The response cache is intended to be used for use cases where a significant number of duplicate requests (cache hits) are expected and therefore would benefit from caching. The term "significant" here is subjective to the use case, but a simple interpretation would be to consider the proportion of expected cache hits/misses, as well as the average time spend computing a response.
For cases where cache hits are common and computation is expensive, the cache can significantly improve overall performance.
For cases where most requests are unique (cache misses) or the compute is fast/cheap (the model is not compute-bound), the cache can negatively impact the overall performance due to the overhead of managing and communicating with the cache.
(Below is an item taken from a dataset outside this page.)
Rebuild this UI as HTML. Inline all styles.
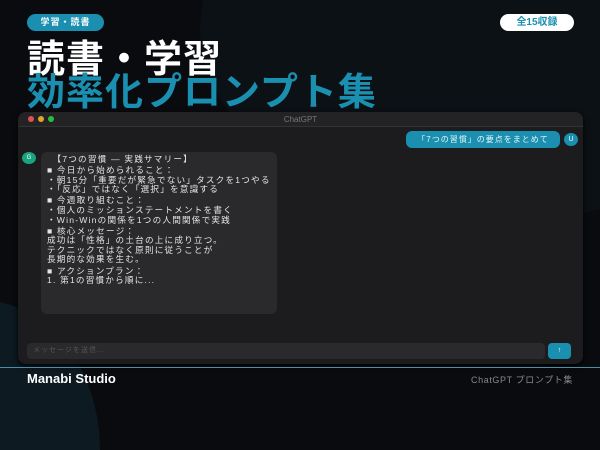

- Only input tensors located in CPU memory will be hashable for accessing the cache. If an inference request contains input tensors not in CPU memory, the request will not be hashed and therefore the response will not be cached.
- Only responses with all output tensors located in CPU memory will be eligible for caching. If any output tensor in a response is not located in CPU memory, the response will not be cached.
- The cache is accessed using only the inference request hash. As a result, if two different inference requests generate the same hash (a hash collision), then Triton may incorrectly use the cached result for an inference request. The hash is a 64-bit value so the likelihood of collision is small.
- Only successful inference requests will have their responses cached. If a request fails or returns an error during inference, its response will not be cached.
- Only requests going through the Default Scheduler or Dynamic Batch Scheduler are eligible for caching. The Sequence Batcher does not currently support response caching.
- The response cache does not currently support decoupled models.